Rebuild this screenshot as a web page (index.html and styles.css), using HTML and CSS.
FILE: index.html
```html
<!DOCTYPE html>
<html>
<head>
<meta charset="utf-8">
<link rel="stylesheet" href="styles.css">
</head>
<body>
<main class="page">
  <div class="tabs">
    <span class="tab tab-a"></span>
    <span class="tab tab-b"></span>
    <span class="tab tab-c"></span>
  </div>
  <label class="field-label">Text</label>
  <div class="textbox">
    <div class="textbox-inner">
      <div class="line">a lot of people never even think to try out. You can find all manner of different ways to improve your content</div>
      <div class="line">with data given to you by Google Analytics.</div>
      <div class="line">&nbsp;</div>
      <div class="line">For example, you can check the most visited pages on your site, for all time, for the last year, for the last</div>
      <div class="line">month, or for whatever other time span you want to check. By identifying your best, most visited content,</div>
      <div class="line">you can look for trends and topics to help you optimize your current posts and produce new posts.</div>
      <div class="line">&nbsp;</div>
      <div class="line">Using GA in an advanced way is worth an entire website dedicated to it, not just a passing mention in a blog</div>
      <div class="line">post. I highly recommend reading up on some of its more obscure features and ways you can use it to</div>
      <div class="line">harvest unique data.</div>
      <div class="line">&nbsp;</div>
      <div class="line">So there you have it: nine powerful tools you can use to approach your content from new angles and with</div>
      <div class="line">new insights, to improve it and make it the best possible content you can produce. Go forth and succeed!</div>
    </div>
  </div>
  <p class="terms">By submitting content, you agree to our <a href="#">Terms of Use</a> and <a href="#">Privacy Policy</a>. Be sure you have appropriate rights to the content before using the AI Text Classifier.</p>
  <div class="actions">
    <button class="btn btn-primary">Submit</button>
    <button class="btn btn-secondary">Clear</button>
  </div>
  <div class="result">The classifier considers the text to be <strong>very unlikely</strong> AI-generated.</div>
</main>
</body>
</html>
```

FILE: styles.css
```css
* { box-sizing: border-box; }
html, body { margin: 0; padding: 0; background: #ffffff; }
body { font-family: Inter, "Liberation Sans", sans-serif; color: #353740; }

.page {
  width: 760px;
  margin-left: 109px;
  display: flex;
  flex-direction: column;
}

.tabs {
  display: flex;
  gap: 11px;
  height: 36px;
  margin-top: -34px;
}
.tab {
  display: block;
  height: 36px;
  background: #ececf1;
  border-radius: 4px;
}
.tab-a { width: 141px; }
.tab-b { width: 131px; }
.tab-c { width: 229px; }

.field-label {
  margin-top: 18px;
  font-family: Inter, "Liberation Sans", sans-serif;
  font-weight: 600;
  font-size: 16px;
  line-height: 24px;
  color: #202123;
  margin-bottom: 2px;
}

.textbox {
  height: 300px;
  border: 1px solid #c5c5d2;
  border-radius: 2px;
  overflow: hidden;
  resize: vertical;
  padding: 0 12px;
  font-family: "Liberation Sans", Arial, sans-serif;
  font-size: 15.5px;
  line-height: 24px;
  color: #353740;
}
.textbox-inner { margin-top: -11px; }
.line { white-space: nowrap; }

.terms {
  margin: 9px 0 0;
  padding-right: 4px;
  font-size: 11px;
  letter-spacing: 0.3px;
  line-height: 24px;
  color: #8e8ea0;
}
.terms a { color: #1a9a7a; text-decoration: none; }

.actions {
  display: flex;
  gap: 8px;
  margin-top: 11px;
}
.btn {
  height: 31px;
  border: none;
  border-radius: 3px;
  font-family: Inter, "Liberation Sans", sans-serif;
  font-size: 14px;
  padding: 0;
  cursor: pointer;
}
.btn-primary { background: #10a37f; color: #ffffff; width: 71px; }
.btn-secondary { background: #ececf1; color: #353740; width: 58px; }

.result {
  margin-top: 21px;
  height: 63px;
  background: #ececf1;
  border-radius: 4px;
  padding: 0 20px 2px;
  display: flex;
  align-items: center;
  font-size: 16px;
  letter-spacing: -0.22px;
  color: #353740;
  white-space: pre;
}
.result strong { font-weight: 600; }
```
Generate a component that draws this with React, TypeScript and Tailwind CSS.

[Given exercise]
Above are some records. Print them all exactly.

[Answer to the problem]
Rebuild this screenshot as a web page (index.html and styles.css), using HTML and CSS.
FILE: index.html
```html
<!DOCTYPE html>
<html>
<head>
<meta charset="utf-8">
<link rel="stylesheet" href="styles.css">
</head>
<body>
<main class="page">
  <div class="tabs">
    <span class="tab tab-a"></span>
    <span class="tab tab-b"></span>
    <span class="tab tab-c"></span>
  </div>
  <label class="field-label">Text</label>
  <div class="textbox">
    <div class="textbox-inner">
      <div class="line">a lot of people never even think to try out. You can find all manner of different ways to improve your content</div>
      <div class="line">with data given to you by Google Analytics.</div>
      <div class="line">&nbsp;</div>
      <div class="line">For example, you can check the most visited pages on your site, for all time, for the last year, for the last</div>
      <div class="line">month, or for whatever other time span you want to check. By identifying your best, most visited content,</div>
      <div class="line">you can look for trends and topics to help you optimize your current posts and produce new posts.</div>
      <div class="line">&nbsp;</div>
      <div class="line">Using GA in an advanced way is worth an entire website dedicated to it, not just a passing mention in a blog</div>
      <div class="line">post. I highly recommend reading up on some of its more obscure features and ways you can use it to</div>
      <div class="line">harvest unique data.</div>
      <div class="line">&nbsp;</div>
      <div class="line">So there you have it: nine powerful tools you can use to approach your content from new angles and with</div>
      <div class="line">new insights, to improve it and make it the best possible content you can produce. Go forth and succeed!</div>
    </div>
  </div>
  <p class="terms">By submitting content, you agree to our <a href="#">Terms of Use</a> and <a href="#">Privacy Policy</a>. Be sure you have appropriate rights to the content before using the AI Text Classifier.</p>
  <div class="actions">
    <button class="btn btn-primary">Submit</button>
    <button class="btn btn-secondary">Clear</button>
  </div>
  <div class="result">The classifier considers the text to be <strong>very unlikely</strong> AI-generated.</div>
</main>
</body>
</html>
```

FILE: styles.css
```css
* { box-sizing: border-box; }
html, body { margin: 0; padding: 0; background: #ffffff; }
body { font-family: Inter, "Liberation Sans", sans-serif; color: #353740; }

.page {
  width: 760px;
  margin-left: 109px;
  display: flex;
  flex-direction: column;
}

.tabs {
  display: flex;
  gap: 11px;
  height: 36px;
  margin-top: -34px;
}
.tab {
  display: block;
  height: 36px;
  background: #ececf1;
  border-radius: 4px;
}
.tab-a { width: 141px; }
.tab-b { width: 131px; }
.tab-c { width: 229px; }

.field-label {
  margin-top: 18px;
  font-family: Inter, "Liberation Sans", sans-serif;
  font-weight: 600;
  font-size: 16px;
  line-height: 24px;
  color: #202123;
  margin-bottom: 2px;
}

.textbox {
  height: 300px;
  border: 1px solid #c5c5d2;
  border-radius: 2px;
  overflow: hidden;
  resize: vertical;
  padding: 0 12px;
  font-family: "Liberation Sans", Arial, sans-serif;
  font-size: 15.5px;
  line-height: 24px;
  color: #353740;
}
.textbox-inner { margin-top: -11px; }
.line { white-space: nowrap; }

.terms {
  margin: 9px 0 0;
  padding-right: 4px;
  font-size: 11px;
  letter-spacing: 0.3px;
  line-height: 24px;
  color: #8e8ea0;
}
.terms a { color: #1a9a7a; text-decoration: none; }

.actions {
  display: flex;
  gap: 8px;
  margin-top: 11px;
}
.btn {
  height: 31px;
  border: none;
  border-radius: 3px;
  font-family: Inter, "Liberation Sans", sans-serif;
  font-size: 14px;
  padding: 0;
  cursor: pointer;
}
.btn-primary { background: #10a37f; color: #ffffff; width: 71px; }
.btn-secondary { background: #ececf1; color: #353740; width: 58px; }

.result {
  margin-top: 21px;
  height: 63px;
  background: #ececf1;
  border-radius: 4px;
  padding: 0 20px 2px;
  display: flex;
  align-items: center;
  font-size: 16px;
  letter-spacing: -0.22px;
  color: #353740;
  white-space: pre;
}
.result strong { font-weight: 600; }
```
Generate a component that draws this with React, TypeScript and Tailwind CSS.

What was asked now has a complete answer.